The following year, Shamrock Rover splayed Nice in the European Cup and the Irish lads had a new experience that day when they encountered a synthetic football for the first time in their lives!

 

“We looked at this thing and it was a black and white panelled ball and we nearly afraid to touch it –as if it was going to blow up or something. It was terrific because we discovered that when you hit it, boy it really travelled!

 

“Liam Tuohy and Jimmy McCann ‘Maxi’ were our wingers. It was very exciting for us as players.
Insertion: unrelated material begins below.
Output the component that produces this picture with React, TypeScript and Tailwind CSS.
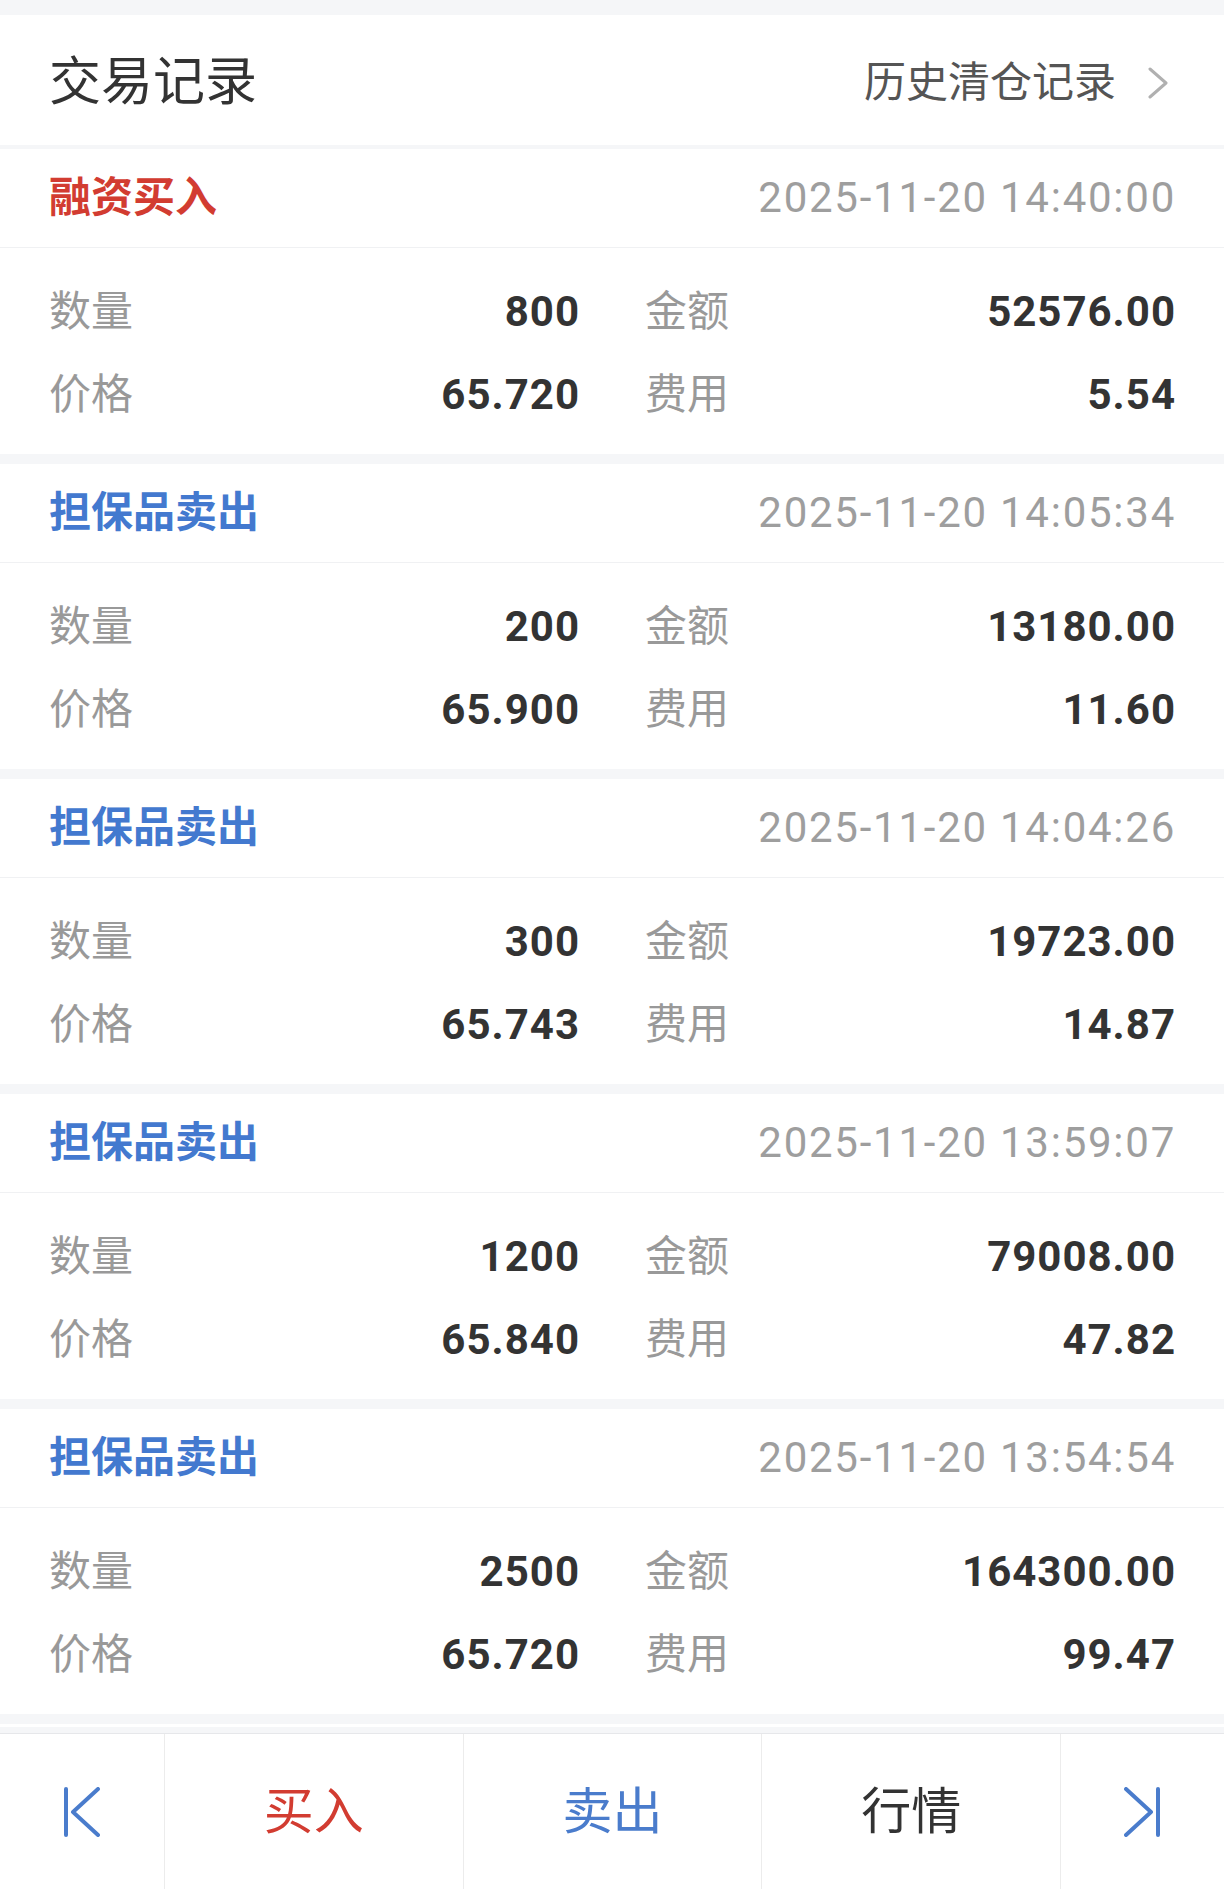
import type { ReactNode } from "react";

type Trade = {
  kind: "buy" | "sell";
  title: string;
  time: string;
  qty: string;
  amount: string;
  price: string;
  fee: string;
};

const trades: Trade[] = [
  { kind: "buy", title: "融资买入", time: "2025-11-20 14:40:00", qty: "800", amount: "52576.00", price: "65.720", fee: "5.54" },
  { kind: "sell", title: "担保品卖出", time: "2025-11-20 14:05:34", qty: "200", amount: "13180.00", price: "65.900", fee: "11.60" },
  { kind: "sell", title: "担保品卖出", time: "2025-11-20 14:04:26", qty: "300", amount: "19723.00", price: "65.743", fee: "14.87" },
  { kind: "sell", title: "担保品卖出", time: "2025-11-20 13:59:07", qty: "1200", amount: "79008.00", price: "65.840", fee: "47.82" },
  { kind: "sell", title: "担保品卖出", time: "2025-11-20 13:54:54", qty: "2500", amount: "164300.00", price: "65.720", fee: "99.47" },
];

function Field({ label, value }: { label: string; value: string }) {
  return (
    <div className="flex h-[83px] items-center justify-between">
      <span className="text-[42px] leading-none text-[#999999]">{label}</span>
      <span className="text-[42px] font-bold leading-none tracking-[1px] text-[#333333]">{value}</span>
    </div>
  );
}

function TradeCard({ trade }: { trade: Trade }) {
  return (
    <div className="h-[305px] bg-white">
      {/* Header */}
      <div className="flex h-[99px] items-center justify-between border-b border-[#f0f1f3] pl-[49px] pr-[48px]">
        <span
          className={
            trade.kind === "buy"
              ? "text-[42px] font-bold leading-none text-[#d23c31]"
              : "text-[42px] font-bold leading-none text-[#4379cf]"
          }
        >
          {trade.title}
        </span>
        <span className="text-[42px] leading-none tracking-[1.75px] text-[#9e9e9e]">{trade.time}</span>
      </div>

      {/* Body */}
      <div className="grid grid-cols-2 gap-x-[65px] pb-[18px] pl-[49px] pr-[48px] pt-[22px]">
        <Field label="数量" value={trade.qty} />
        <Field label="金额" value={trade.amount} />
        <Field label="价格" value={trade.price} />
        <Field label="费用" value={trade.fee} />
      </div>
    </div>
  );
}

function FirstIcon() {
  return (
    <svg width="36" height="50" viewBox="0 0 36 50" fill="none" stroke="#4a7ccc" strokeWidth="4" strokeLinecap="round" strokeLinejoin="round">
      <line x1="2" y1="2" x2="2" y2="48" />
      <polyline points="34,2 9,25 34,48" />
    </svg>
  );
}

function LastIcon() {
  return (
    <svg width="36" height="50" viewBox="0 0 36 50" fill="none" stroke="#4a7ccc" strokeWidth="4" strokeLinecap="round" strokeLinejoin="round">
      <line x1="34" y1="2" x2="34" y2="48" />
      <polyline points="2,2 27,25 2,48" />
    </svg>
  );
}

function BarCell({ children, first }: { children: ReactNode; first?: boolean }) {
  return (
    <div className={first ? "flex items-center justify-center" : "flex items-center justify-center border-l border-[#ececec]"}>
      {children}
    </div>
  );
}

export default function App() {
  return (
    <div
      className="flex min-h-[1889px] w-full flex-col bg-[#f5f6f8]"
      style={{ fontFamily: "Roboto, 'Noto Sans CJK SC', 'Noto Sans', sans-serif" }}
    >
      {/* Page header */}
      <div className="mt-[15px] flex h-[130px] items-center justify-between bg-white pl-[49px] pr-[56px] pt-[5px]">
        <span className="text-[52px] leading-none text-[#333333]">交易记录</span>
        <div className="flex items-center">
          <span className="text-[42px] leading-none text-[#555555]">历史清仓记录</span>
          <svg className="ml-[32px]" width="20" height="32" viewBox="0 0 20 32" fill="none" stroke="#b0b0b0" strokeWidth="3" strokeLinecap="round" strokeLinejoin="round">
            <polyline points="2,2 18,16 2,30" />
          </svg>
        </div>
      </div>

      {/* Trade list */}
      <div className="mt-[4px] flex flex-col gap-[10px]">
        {trades.map((t, i) => (
          <TradeCard key={i} trade={t} />
        ))}
      </div>

      {/* peek of next card under the toolbar */}
      <div className="mt-[10px] h-[3px] bg-white" />
      <div className="h-[6px] bg-[#f5f6f8]" />

      {/* Bottom toolbar */}
      <div className="grid h-[156px] grid-cols-[164px_1fr_1fr_1fr_164px] border-t border-[#e6e7ea] bg-white">
        <BarCell first>
          <FirstIcon />
        </BarCell>
        <BarCell>
          <span className="text-[50px] leading-none text-[#d23c31]">买入</span>
        </BarCell>
        <BarCell>
          <span className="text-[50px] leading-none text-[#4a7ccc]">卖出</span>
        </BarCell>
        <BarCell>
          <span className="text-[50px] leading-none text-[#333333]">行情</span>
        </BarCell>
        <BarCell>
          <LastIcon />
        </BarCell>
      </div>
    </div>
  );
}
Like I even found that I could drive the thing another twenty yards and when it swerved, I mean in the League of Ireland if a poor divil was telling you that a ball was swerving, you’d be wondering where he had been the night before!”

 

“Things were different then. If we got a fresh pair of socks in Rovers, we thought we were elected! Now they’re getting a fresh million euros. But back then they were best days of our lives. We didn’t have much, we worked hard and we were happy.”

 

I only spent an hour in Liam Hennessy’s company and I have promised myself to revisit and talk some more.

 

My own grandad is gone on now but I’ll have his stories forever and will make sure my own kids will know them to pass on to their children. Our generation needs to know what we’re missing out on.

 

If you know a grandad, whether he be your own or someone else’s, find the time to talk to him and let his stories of football live on forever.